## Aim of the task
Go through the listing and return every line with "full" in it.

## Input data
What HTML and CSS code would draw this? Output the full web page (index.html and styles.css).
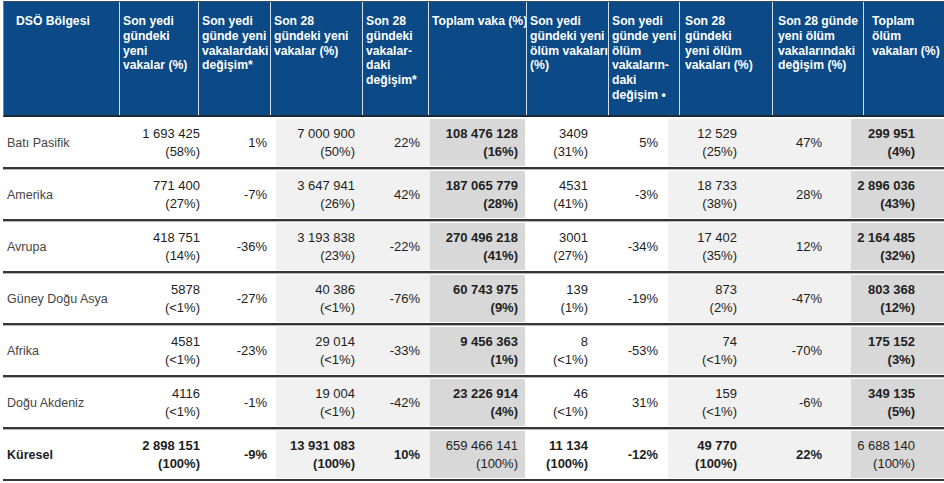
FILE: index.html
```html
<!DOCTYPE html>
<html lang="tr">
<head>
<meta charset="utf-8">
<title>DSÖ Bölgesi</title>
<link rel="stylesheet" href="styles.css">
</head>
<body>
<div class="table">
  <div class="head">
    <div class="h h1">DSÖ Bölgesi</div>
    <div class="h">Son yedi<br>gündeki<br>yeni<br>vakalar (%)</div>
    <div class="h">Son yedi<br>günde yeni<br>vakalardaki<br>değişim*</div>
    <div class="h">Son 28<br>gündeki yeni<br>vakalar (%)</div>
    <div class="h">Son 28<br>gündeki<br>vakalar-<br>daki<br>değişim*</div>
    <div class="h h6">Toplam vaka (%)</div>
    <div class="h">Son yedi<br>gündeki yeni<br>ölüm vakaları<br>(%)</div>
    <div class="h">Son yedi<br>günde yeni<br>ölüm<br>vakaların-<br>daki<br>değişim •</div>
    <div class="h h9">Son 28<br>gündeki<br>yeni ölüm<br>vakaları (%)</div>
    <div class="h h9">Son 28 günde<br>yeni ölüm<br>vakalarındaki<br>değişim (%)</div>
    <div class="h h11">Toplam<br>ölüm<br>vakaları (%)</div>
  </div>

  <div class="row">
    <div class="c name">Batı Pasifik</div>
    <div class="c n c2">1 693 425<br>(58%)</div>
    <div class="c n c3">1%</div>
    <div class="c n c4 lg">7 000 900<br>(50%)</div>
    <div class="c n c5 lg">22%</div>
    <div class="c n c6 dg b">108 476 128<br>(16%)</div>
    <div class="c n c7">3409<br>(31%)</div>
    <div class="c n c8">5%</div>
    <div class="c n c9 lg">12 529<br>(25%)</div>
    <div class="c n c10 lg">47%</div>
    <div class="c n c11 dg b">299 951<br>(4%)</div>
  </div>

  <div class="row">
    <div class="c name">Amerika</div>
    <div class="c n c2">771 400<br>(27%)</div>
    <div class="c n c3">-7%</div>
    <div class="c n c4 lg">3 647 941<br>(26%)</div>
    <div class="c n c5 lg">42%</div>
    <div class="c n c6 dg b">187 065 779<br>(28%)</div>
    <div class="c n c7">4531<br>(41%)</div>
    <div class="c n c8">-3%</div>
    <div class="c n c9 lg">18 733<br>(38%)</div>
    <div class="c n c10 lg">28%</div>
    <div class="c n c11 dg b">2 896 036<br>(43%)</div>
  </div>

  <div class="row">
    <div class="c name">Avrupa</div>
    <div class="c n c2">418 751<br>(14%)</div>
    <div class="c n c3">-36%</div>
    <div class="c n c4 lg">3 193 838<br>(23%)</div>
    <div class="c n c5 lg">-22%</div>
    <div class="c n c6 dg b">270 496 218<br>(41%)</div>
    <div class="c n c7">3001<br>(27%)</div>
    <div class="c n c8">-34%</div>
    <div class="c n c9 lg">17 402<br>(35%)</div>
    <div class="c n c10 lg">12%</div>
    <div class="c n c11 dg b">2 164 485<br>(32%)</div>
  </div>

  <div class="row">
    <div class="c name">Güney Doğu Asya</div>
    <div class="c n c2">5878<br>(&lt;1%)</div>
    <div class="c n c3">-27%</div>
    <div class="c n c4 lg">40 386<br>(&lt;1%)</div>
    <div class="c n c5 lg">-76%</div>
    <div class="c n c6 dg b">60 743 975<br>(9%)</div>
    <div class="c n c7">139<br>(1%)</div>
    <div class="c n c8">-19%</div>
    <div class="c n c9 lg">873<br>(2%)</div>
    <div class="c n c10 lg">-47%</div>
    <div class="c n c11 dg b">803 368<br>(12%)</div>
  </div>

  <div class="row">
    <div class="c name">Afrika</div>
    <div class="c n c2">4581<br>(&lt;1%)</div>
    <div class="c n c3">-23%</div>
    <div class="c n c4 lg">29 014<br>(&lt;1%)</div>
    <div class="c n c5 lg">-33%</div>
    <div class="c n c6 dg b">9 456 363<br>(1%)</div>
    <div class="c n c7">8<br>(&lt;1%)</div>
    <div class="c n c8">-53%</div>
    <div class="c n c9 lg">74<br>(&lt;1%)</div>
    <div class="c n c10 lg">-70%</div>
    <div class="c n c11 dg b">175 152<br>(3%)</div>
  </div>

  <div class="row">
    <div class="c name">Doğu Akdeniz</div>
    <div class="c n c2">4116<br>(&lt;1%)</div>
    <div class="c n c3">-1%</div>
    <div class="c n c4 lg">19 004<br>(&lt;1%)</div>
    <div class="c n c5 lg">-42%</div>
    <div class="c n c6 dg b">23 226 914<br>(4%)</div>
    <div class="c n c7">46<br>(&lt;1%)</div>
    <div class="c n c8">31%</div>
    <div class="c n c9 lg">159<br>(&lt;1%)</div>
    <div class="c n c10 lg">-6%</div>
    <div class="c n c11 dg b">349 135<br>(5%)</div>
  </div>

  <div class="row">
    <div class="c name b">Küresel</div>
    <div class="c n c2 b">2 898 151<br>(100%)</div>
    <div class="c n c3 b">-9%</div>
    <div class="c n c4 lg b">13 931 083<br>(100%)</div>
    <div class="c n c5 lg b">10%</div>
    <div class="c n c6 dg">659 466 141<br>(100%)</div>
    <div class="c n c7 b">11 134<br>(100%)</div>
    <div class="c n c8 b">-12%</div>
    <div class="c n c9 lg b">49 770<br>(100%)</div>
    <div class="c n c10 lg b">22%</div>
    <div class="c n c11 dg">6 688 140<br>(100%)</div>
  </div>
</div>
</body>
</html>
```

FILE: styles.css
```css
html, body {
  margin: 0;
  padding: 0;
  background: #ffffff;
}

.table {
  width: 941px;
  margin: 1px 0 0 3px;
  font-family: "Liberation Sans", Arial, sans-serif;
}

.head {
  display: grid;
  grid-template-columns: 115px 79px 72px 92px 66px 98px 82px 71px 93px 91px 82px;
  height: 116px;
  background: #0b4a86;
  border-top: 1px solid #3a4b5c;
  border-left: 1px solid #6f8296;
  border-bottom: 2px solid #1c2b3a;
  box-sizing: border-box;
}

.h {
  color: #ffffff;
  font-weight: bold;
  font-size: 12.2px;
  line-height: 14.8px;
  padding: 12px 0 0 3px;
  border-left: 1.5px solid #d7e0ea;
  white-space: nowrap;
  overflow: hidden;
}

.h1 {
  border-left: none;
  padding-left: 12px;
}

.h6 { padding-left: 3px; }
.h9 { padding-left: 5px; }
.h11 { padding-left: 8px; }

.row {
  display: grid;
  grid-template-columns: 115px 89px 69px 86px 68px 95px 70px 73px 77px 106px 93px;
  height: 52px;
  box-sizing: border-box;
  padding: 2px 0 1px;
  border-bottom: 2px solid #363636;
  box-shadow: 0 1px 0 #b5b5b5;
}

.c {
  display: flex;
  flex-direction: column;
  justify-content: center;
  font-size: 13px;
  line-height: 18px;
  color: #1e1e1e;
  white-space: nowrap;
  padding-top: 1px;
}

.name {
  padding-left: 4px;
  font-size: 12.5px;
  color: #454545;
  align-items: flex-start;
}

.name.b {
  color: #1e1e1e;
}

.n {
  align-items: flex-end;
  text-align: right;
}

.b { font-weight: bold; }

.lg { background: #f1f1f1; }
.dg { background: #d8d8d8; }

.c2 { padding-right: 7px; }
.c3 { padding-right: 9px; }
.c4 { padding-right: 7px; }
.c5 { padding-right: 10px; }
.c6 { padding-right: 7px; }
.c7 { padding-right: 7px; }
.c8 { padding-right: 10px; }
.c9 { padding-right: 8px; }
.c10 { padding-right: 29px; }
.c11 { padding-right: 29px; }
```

...

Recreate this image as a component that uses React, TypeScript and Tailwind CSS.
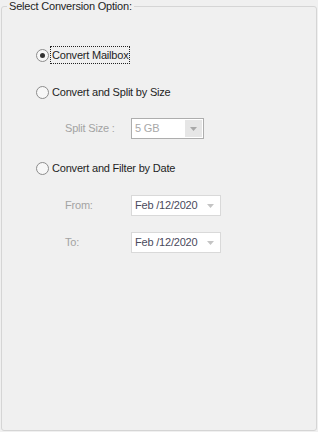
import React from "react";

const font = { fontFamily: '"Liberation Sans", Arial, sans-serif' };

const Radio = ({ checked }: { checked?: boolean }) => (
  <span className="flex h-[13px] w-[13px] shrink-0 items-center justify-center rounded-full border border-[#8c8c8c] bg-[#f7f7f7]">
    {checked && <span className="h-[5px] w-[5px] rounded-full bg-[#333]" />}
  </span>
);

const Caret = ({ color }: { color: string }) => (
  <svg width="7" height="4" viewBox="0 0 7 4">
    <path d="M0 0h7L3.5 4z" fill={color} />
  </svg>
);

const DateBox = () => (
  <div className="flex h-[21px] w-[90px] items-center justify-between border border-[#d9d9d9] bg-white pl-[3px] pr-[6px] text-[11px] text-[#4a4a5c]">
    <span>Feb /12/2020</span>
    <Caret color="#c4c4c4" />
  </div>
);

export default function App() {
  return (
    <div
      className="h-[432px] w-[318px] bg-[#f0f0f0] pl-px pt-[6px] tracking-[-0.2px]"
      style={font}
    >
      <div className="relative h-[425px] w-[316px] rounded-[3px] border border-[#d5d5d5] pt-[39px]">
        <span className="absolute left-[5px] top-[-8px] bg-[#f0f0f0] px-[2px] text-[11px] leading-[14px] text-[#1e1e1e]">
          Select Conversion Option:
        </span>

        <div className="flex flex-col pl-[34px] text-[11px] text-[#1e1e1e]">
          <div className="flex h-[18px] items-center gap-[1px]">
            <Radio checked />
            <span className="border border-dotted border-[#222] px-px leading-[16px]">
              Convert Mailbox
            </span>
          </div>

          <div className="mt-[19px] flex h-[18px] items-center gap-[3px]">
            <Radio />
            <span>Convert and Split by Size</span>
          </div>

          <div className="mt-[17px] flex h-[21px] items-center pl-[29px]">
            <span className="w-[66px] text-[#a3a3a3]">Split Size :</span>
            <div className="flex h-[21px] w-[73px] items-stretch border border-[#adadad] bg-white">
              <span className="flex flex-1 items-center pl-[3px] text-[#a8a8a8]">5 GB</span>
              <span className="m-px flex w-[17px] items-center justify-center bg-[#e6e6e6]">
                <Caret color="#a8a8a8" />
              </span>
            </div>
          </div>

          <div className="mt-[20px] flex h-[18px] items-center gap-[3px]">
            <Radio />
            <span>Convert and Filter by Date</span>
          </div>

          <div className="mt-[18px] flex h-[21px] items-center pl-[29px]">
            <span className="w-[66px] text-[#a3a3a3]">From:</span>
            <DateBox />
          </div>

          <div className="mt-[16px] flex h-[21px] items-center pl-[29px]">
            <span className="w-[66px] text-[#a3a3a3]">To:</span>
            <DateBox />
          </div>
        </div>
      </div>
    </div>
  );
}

## The solution
What HTML and CSS code would draw this? Output the full web page (index.html and styles.css).
  <span className="flex h-[13px] w-[13px] shrink-0 items-center justify-center rounded-full border border-[#8c8c8c] bg-[#f7f7f7]">
    {checked && <span className="h-[5px] w-[5px] rounded-full bg-[#333]" />}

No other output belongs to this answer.